[Code that builds pages]

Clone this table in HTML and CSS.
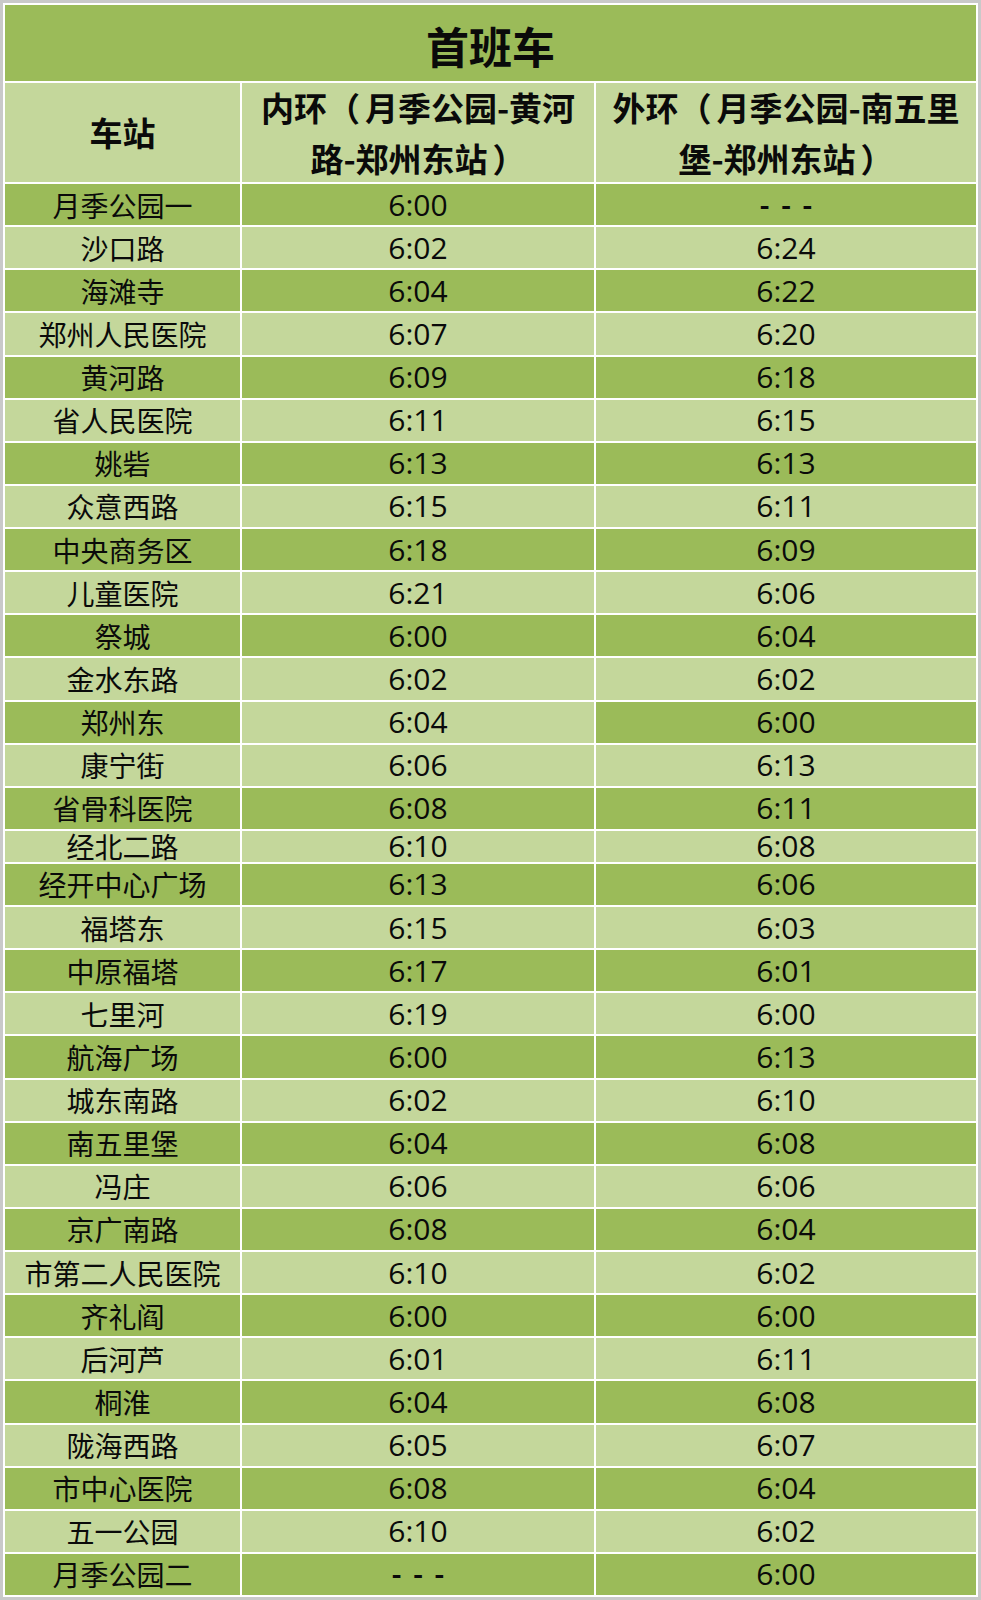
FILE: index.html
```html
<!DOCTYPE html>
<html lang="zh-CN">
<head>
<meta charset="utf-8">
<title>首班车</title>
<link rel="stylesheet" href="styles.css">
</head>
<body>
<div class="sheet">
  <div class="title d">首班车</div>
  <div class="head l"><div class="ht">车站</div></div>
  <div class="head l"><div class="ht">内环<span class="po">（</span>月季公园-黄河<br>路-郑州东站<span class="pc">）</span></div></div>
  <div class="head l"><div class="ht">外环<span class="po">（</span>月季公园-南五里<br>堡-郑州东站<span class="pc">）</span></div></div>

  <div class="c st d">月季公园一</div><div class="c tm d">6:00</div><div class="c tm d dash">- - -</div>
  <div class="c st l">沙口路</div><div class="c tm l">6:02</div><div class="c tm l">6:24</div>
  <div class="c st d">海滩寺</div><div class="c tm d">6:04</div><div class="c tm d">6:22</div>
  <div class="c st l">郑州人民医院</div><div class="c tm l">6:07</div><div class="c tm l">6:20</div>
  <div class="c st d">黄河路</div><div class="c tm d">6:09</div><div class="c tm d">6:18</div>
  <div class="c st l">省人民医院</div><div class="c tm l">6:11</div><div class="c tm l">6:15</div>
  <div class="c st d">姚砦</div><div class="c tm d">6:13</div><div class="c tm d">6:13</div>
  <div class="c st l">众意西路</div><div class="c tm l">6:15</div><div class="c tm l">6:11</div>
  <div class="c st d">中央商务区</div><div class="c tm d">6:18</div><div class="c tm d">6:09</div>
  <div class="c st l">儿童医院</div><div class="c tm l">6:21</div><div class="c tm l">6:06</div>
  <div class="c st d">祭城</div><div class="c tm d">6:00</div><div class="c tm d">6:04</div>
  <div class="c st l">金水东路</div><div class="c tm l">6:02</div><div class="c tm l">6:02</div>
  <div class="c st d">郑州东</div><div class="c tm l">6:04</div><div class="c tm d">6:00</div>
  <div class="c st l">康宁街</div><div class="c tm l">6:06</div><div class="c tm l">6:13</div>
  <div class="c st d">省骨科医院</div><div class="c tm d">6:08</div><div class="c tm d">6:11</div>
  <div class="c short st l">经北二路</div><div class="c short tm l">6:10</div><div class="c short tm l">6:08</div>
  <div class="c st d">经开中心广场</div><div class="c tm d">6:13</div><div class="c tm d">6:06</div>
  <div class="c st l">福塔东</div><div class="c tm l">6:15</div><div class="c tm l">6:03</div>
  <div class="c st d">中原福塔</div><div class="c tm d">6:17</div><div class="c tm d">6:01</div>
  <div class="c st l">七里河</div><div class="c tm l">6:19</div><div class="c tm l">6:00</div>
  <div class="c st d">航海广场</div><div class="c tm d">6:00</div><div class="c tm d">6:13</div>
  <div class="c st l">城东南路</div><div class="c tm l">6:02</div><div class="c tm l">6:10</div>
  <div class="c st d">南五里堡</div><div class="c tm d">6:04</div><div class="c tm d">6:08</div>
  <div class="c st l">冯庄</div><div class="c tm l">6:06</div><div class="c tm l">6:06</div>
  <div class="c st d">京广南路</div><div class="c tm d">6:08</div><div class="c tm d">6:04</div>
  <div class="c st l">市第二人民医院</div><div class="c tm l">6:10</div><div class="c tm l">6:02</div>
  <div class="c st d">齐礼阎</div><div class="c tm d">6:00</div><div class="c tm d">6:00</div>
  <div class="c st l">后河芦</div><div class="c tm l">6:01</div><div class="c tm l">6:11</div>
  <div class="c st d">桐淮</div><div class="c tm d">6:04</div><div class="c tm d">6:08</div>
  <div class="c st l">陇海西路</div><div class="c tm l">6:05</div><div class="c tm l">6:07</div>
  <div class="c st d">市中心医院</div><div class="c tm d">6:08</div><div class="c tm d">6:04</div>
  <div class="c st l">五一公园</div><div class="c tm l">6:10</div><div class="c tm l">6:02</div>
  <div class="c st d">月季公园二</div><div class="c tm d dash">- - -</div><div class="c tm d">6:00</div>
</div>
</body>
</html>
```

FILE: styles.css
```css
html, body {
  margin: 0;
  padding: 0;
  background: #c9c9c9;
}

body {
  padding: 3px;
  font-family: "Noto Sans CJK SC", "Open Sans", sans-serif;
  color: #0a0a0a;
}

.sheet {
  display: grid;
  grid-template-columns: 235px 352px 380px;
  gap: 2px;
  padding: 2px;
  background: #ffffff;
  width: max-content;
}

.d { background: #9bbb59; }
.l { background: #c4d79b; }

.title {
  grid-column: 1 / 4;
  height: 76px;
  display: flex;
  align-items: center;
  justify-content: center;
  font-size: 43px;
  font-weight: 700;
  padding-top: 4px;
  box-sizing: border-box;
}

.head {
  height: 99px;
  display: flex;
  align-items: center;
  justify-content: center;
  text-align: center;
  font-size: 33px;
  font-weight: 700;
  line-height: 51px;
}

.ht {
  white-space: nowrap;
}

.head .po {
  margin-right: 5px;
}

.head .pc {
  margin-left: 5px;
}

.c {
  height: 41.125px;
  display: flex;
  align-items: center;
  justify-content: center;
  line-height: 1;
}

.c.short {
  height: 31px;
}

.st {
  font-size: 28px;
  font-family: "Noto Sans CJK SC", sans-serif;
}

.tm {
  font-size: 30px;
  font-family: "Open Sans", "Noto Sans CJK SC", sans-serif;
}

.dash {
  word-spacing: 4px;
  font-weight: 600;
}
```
---
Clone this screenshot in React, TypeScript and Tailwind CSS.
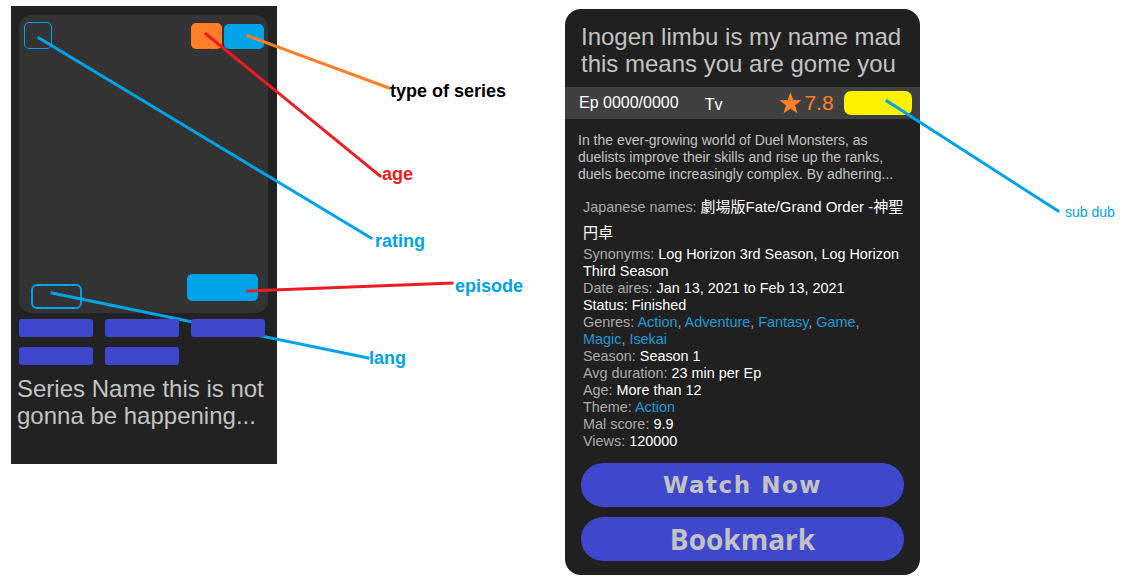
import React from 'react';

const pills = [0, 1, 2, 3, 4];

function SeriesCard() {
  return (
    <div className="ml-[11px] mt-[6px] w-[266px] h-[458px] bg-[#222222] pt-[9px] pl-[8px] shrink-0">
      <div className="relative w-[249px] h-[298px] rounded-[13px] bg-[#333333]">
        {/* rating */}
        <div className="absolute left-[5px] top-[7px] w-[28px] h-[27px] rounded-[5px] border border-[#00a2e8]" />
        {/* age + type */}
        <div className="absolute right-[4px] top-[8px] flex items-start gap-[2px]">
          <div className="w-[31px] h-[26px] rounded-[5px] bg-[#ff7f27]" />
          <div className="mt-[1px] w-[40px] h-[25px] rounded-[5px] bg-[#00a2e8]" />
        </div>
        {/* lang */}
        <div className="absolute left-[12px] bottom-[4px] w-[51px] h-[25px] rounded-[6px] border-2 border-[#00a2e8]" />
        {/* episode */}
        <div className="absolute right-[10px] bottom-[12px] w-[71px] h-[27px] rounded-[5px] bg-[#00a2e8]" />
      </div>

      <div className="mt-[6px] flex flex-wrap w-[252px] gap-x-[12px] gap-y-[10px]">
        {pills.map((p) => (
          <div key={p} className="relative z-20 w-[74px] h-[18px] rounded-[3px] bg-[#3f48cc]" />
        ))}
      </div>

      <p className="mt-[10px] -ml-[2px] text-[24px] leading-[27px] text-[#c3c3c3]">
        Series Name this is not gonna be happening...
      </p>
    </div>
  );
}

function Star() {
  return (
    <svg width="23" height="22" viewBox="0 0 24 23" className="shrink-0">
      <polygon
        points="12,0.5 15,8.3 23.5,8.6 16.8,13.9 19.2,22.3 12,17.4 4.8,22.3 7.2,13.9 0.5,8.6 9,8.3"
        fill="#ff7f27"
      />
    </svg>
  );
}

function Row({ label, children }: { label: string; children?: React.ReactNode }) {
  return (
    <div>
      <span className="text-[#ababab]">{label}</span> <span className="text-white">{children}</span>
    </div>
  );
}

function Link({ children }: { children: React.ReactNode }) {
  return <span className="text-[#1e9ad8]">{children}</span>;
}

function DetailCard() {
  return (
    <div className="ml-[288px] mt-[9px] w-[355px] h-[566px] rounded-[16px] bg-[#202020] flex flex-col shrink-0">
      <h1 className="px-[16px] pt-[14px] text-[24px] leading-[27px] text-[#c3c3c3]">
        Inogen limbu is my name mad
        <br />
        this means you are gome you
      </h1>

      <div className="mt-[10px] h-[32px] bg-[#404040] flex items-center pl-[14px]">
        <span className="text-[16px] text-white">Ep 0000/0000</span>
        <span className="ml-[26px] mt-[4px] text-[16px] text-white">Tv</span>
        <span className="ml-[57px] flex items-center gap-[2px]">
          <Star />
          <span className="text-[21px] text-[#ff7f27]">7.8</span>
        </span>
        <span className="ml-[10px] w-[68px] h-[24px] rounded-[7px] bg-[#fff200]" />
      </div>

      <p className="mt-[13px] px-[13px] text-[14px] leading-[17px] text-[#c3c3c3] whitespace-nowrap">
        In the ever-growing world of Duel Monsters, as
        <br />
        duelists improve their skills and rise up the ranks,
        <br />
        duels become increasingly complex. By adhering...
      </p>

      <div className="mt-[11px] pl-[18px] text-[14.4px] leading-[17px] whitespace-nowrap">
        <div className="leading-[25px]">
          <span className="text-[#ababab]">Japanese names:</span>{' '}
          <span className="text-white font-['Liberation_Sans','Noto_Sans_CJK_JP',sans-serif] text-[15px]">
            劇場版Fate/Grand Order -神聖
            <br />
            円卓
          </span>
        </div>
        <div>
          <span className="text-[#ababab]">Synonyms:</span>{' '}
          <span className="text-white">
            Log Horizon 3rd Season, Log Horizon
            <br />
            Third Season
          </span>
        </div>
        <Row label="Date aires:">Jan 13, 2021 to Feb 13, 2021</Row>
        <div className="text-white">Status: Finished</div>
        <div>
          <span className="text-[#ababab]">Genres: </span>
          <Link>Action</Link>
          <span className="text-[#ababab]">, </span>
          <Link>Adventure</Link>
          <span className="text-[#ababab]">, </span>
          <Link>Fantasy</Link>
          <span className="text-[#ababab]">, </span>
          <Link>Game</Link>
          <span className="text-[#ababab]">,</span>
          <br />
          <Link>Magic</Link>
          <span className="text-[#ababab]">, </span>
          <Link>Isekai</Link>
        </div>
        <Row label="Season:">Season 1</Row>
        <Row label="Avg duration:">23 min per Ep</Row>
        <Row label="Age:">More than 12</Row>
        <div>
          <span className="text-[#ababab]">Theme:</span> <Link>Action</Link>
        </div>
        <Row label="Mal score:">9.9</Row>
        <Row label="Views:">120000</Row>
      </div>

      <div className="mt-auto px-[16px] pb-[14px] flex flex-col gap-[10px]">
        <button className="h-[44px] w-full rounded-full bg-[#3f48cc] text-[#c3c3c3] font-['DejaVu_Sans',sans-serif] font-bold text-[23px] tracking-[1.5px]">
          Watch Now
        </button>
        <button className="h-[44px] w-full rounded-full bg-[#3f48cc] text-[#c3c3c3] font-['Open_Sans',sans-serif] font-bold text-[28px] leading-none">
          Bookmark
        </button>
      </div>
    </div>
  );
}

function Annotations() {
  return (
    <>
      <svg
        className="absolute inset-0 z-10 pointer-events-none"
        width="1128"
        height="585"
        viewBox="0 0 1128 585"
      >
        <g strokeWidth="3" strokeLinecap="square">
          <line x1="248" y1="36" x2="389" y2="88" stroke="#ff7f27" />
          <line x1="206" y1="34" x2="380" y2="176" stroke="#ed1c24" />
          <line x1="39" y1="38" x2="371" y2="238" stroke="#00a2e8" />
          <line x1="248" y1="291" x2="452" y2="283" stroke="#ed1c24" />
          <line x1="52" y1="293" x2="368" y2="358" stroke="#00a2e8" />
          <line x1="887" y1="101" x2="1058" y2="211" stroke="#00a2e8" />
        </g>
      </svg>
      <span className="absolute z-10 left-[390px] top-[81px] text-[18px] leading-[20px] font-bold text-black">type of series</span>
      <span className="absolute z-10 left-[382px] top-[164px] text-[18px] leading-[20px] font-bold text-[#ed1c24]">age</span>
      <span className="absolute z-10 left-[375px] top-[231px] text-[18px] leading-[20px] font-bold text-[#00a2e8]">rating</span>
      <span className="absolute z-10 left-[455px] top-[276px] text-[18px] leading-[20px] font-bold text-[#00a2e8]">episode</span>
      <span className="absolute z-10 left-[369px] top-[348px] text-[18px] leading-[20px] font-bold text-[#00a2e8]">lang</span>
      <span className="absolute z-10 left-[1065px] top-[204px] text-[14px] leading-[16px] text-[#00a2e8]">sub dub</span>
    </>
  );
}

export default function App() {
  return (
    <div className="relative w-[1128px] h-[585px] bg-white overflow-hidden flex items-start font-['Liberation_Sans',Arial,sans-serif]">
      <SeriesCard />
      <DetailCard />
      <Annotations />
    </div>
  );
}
---
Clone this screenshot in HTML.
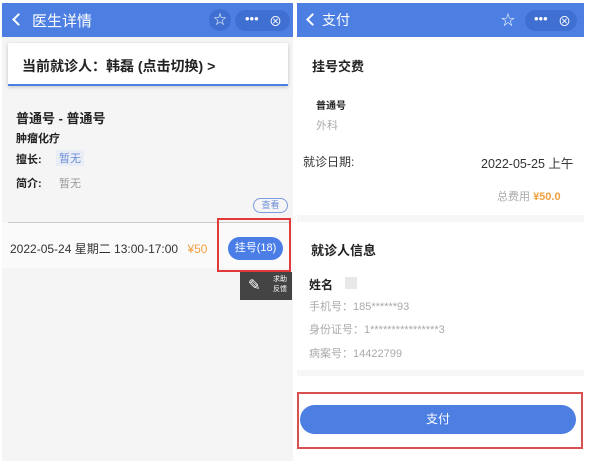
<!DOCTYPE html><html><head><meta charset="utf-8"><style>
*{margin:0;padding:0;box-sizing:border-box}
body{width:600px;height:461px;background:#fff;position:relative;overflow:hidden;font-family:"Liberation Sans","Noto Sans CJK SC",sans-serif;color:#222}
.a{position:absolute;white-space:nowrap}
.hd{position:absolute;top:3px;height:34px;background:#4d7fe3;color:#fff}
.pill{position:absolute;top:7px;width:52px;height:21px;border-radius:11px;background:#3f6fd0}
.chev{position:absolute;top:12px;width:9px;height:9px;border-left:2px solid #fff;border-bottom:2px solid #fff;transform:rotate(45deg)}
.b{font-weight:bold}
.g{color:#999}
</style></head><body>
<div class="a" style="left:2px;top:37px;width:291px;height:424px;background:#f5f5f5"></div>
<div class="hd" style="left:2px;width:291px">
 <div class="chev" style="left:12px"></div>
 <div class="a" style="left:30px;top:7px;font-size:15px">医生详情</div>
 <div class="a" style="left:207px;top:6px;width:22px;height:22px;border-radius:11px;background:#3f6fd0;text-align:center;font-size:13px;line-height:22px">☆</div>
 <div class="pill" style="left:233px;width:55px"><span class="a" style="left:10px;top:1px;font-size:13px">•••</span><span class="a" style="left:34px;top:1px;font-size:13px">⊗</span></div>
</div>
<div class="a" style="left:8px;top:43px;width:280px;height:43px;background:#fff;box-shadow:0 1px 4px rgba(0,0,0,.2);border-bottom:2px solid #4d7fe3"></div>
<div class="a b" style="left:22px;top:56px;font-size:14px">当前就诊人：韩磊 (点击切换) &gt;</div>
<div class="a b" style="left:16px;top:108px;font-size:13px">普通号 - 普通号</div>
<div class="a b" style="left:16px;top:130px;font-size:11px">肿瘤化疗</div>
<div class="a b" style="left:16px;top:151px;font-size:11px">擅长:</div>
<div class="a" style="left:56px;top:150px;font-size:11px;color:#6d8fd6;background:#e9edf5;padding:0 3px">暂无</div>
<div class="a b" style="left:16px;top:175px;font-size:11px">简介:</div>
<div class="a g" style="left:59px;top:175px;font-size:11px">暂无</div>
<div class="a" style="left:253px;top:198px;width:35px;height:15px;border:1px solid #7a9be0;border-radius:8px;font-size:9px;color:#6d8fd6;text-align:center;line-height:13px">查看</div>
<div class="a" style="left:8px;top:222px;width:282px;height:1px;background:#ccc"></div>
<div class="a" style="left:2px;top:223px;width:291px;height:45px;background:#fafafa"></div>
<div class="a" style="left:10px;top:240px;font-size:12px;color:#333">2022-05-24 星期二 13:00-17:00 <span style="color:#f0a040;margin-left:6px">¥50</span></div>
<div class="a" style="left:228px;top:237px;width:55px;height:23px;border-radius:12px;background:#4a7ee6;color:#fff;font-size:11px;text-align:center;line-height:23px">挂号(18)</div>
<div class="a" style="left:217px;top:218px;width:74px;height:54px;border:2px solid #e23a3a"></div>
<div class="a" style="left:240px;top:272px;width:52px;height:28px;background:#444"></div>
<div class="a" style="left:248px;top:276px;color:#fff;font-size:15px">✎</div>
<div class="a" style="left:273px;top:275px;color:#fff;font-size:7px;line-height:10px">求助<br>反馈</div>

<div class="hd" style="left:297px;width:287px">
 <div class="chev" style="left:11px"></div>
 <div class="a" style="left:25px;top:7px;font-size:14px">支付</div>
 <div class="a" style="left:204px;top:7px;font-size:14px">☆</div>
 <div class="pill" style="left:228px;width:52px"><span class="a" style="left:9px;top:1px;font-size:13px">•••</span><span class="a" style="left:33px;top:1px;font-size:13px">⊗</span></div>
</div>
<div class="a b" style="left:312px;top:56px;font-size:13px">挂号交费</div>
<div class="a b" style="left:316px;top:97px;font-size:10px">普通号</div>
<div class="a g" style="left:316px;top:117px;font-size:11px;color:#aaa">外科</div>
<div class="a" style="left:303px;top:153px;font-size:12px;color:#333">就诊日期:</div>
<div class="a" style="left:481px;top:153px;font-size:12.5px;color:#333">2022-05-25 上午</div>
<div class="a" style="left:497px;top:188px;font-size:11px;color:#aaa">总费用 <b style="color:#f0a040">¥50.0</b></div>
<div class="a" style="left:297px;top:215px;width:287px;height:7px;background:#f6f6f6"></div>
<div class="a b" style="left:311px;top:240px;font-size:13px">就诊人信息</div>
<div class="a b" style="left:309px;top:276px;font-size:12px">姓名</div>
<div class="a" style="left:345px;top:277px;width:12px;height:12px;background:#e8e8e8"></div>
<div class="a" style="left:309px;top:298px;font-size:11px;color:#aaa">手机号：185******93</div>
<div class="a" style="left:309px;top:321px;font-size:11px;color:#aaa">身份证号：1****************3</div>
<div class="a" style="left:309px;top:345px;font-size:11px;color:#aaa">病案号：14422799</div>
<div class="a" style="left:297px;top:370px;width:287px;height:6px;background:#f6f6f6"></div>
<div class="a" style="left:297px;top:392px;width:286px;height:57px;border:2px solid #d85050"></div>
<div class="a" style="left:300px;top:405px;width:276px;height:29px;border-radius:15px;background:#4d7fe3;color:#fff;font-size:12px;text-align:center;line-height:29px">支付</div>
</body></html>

Aim: Do not include pictures. Give again exactly the lines starting at the one with "Clone this screenshot in React, TypeScript" and ending at the one with "const pills = [0, 1, 2, 3, 4];", both included.

Task solution:
Clone this screenshot in React, TypeScript and Tailwind CSS.
import React from 'react';

const pills = [0, 1, 2, 3, 4];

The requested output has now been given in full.